Protection pénale de l’euro et des autres monnaies contre la contrefaçon.

La contrefaçon de l’euro est un sujet de préoccupation compte tenu de l’importance de cette monnaie, partagée par 17 États membres et utilisée à grande échelle dans les transactions commerciales internationales. Depuis l’introduction de la monnaie unique en 2002, la contrefaçon aurait entraîné un préjudice financier d’au moins 500 millions d’euros.La décision-cadre 2000/383/JAI du Conseil a renforcé par des sanctions pénales et autres la protection contre le faux monnayage avant la mise en circulation de l’euro.
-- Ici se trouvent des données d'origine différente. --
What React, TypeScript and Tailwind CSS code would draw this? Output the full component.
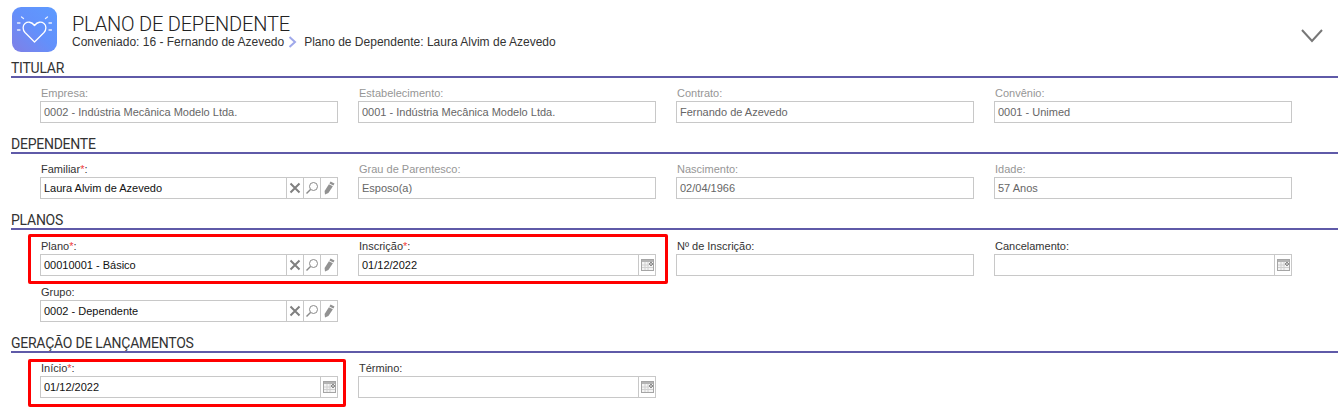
import React from 'react';

const FONT = "font-['Liberation_Sans',Arial,sans-serif]";

const HeartLogo: React.FC = () => (
  <div className="w-[45px] h-[45px] rounded-[9px] bg-gradient-to-tr from-[#7f7fe6] via-[#6390fb] to-[#5d9bff] flex items-center justify-center">
    <svg width="45" height="45" viewBox="0 0 45 45" fill="none" stroke="#fff" strokeWidth="1.3" strokeLinecap="round" strokeLinejoin="round">
      <path d="M22.5 35 L13 25.5 C10.5 22.5 10.5 18.5 13 16.5 C15.5 14.5 19.5 14.5 22.5 18.5 C25.5 14.5 29.5 14.5 32 16.5 C34.5 18.5 34.5 22.5 32 25.5 Z" />
      <path d="M9.5 10 L11.5 11.5 M35.5 10 L33.5 11.5 M5.5 16 H8 M37 16 H39.5 M5.5 23 H8 M37 23 H39.5" strokeOpacity="0.85" />
    </svg>
  </div>
);

const XIcon: React.FC = () => (
  <svg width="12" height="12" viewBox="0 0 12 12" stroke="#808080" strokeWidth="2" fill="none">
    <path d="M1.5 1.5 L10.5 10.5 M10.5 1.5 L1.5 10.5" />
  </svg>
);

const SearchIcon: React.FC = () => (
  <svg width="14" height="14" viewBox="0 0 14 14" stroke="#8a8a8a" fill="none">
    <circle cx="8.5" cy="5.5" r="4" strokeWidth="1" />
    <path d="M5.5 8.5 L1.5 12.5" strokeWidth="1.5" />
  </svg>
);

const PencilIcon: React.FC = () => (
  <svg width="12" height="14" viewBox="0 0 12 14" fill="#929292">
    <path d="M7.5 0.5 L11.5 2.5 L10.4 4.4 L6.4 2.4 Z" />
    <path d="M5.9 3.2 L9.9 5.2 L5.4 12 L2 13.5 L1.6 10 Z" />
  </svg>
);

const CalendarIcon: React.FC = () => (
  <svg width="13" height="12" viewBox="0 0 13 12">
    <rect x="0.5" y="0.5" width="12" height="11" fill="#f4f4f4" stroke="#a5a5a5" />
    <rect x="1" y="1" width="11" height="2" fill="#b4b4b4" />
    <path d="M1 6 H12 M1 8.5 H12 M4 3 V11 M7 3 V11" stroke="#d0d0d0" strokeWidth="1" />
    <rect x="8" y="3" width="4" height="4" fill="#fff" />
    <circle cx="10" cy="5" r="1.4" fill="none" stroke="#666" strokeWidth="1" />
  </svg>
);

type FieldProps = {
  label: string;
  value?: string;
  required?: boolean;
  disabled?: boolean;
  kind?: 'text' | 'lookup' | 'date';
};

const Field: React.FC<FieldProps> = ({ label, value, required, disabled, kind = 'text' }) => (
  <div className="w-[298px]">
    <div className={`h-[16px] pl-[1px] text-[11px] leading-[17px] ${disabled ? 'text-[#969696]' : 'text-[#333]'}`}>
      {label}
      {required && <span className="text-[#f04040]">*</span>}:
    </div>
    <div className="h-[22px] border border-[#c8c8c8] bg-white flex items-center">
      <div className={`flex-1 px-[3px] text-[11px] truncate ${disabled ? 'text-[#666]' : 'text-[#111]'}`}>{value}</div>
      {kind === 'lookup' && (
        <>
          <div className="w-[17px] h-full border-l border-[#c8c8c8] flex items-center justify-center"><XIcon /></div>
          <div className="w-[17px] h-full border-l border-[#c8c8c8] flex items-center justify-center"><SearchIcon /></div>
          <div className="w-[17px] h-full border-l border-[#c8c8c8] flex items-center justify-center"><PencilIcon /></div>
        </>
      )}
      {kind === 'date' && (
        <div className="w-[17px] h-full border-l border-[#c8c8c8] flex items-center justify-center"><CalendarIcon /></div>
      )}
    </div>
  </div>
);

const SectionTitle: React.FC<{ title: string }> = ({ title }) => (
  <h2 className="h-[17px] border-b-2 border-[#5f5aa8] font-['Roboto',sans-serif] text-[14px] leading-[18px] tracking-[-0.25px] text-[#333] box-content">{title}</h2>
);

const Row: React.FC<{ children: React.ReactNode }> = ({ children }) => (
  <div className="flex gap-[20px] pl-[29px]">{children}</div>
);

export default function App() {
  return (
    <div className={`w-[1338px] h-[414px] bg-white overflow-hidden pl-[11px] ${FONT}`}>
      {/* cabecalho */}
      <div className="flex items-start pt-[7px] h-[59px] relative">
        <div className="ml-[1px]"><HeartLogo /></div>
        <div className="ml-[15px] pt-[6px]">
          <h1 className="font-['Roboto',sans-serif] font-light text-[20px] leading-[22px] tracking-[-0.2px] text-[#222]">PLANO DE DEPENDENTE</h1>
          <div className="flex items-center text-[12px] leading-[14px] text-[#333]">
            <span>Conveniado: 16 - Fernando de Azevedo</span>
            <svg className="ml-[4px] mr-[7px]" width="9" height="12" viewBox="0 0 9 12" fill="none" stroke="#9fa8ea" strokeWidth="2">
              <path d="M1.5 1 L7 6 L1.5 11" />
            </svg>
            <span>Plano de Dependente: Laura Alvim de Azevedo</span>
          </div>
        </div>
        <svg className="absolute right-[14px] top-[28px]" width="24" height="16" viewBox="0 0 24 16" fill="none" stroke="#777" strokeWidth="2">
          <path d="M2 2 L12 13 L22 2" />
        </svg>
      </div>

      <section>
        <SectionTitle title="TITULAR" />
        <div className="pt-[7px] pb-[12px]">
          <Row>
            <Field label="Empresa" value="0002 - Indústria Mecânica Modelo Ltda." disabled />
            <Field label="Estabelecimento" value="0001 - Indústria Mecânica Modelo Ltda." disabled />
            <Field label="Contrato" value="Fernando de Azevedo" disabled />
            <Field label="Convênio" value="0001 - Unimed" disabled />
          </Row>
        </div>
      </section>

      <section>
        <SectionTitle title="DEPENDENTE" />
        <div className="pt-[7px] pb-[12px]">
          <Row>
            <Field label="Familiar" value="Laura Alvim de Azevedo" required kind="lookup" />
            <Field label="Grau de Parentesco" value="Esposo(a)" disabled />
            <Field label="Nascimento" value="02/04/1966" disabled />
            <Field label="Idade" value="57 Anos" disabled />
          </Row>
        </div>
      </section>

      <section className="relative">
        <SectionTitle title="PLANOS" />
        <div className="pt-[8px] pb-[12px] flex flex-col gap-[8px]">
          <Row>
            <Field label="Plano" value="00010001 - Básico" required kind="lookup" />
            <Field label="Inscrição" value="01/12/2022" required kind="date" />
            <Field label="Nº de Inscrição" />
            <Field label="Cancelamento" kind="date" />
          </Row>
          <Row>
            <Field label="Grupo" value="0002 - Dependente" kind="lookup" />
          </Row>
        </div>
        <div className="absolute left-[17px] top-[23px] w-[640px] h-[50px] border-[3px] border-[#f00] rounded-[2px]" />
      </section>

      <section className="relative">
        <SectionTitle title="GERAÇÃO DE LANÇAMENTOS" />
        <div className="pt-[7px]">
          <Row>
            <Field label="Início" value="01/12/2022" required kind="date" />
            <Field label="Término" kind="date" />
          </Row>
        </div>
        <div className="absolute left-[17px] top-[25px] w-[318px] h-[48px] border-[3px] border-[#f00] rounded-[2px]" />
      </section>
    </div>
  );
}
Elle a complété, sur le territoire de l’Union européenne, les dispositions de la convention internationale pour la répression du faux monnayage contenues dans la Convention de Genève du 1929.

  La contrefaçon de l’euro et des autres monnaies reste un sujet de préoccupation dans l’ensemble de l’Union européenne. Il est fondamental de garantir la confiance des citoyens, des entreprises et des établissements financiers dans l’authenticité des billets et des pièces. La contrefaçon de l’euro constitue une source de préoccupation particulière en raison de l’importance de cette monnaie. En effet, la valeur des billets en euros en circulation dans le monde est d’environ 900 milliards, c’est-à-dire l’équivalente des billets en dollars des Etats-Unis en circulation. Aujourd’hui, l’euro est considéré la deuxième monnaie la plus importante au monde.
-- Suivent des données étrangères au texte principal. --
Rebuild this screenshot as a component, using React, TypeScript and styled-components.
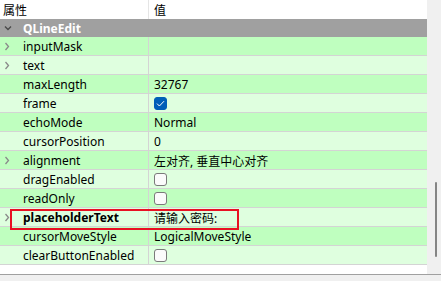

 Pour ces raisons, l’euro devient toujours plus la cible de groupes criminels organisés actifs dans le faux monnayage. La contrefaçon de l’euro a entraîné un préjudice financier d’au moins 500 millions d’EUR depuis l’introduction de la monnaie unique en 2002. La BCE a noté une hausse de 11,6 % de la quantité récupérée au cours du second semestre de 2012 par rapport aux mois précédents. En outre, le rapport annuel 2011 du Centre technique et scientifique européen (CTSE) a signalé la découverte permanente de nouveaux types de fausses pièces en euros et une forte augmentation du nombre de fausses pièces très perfectionnées.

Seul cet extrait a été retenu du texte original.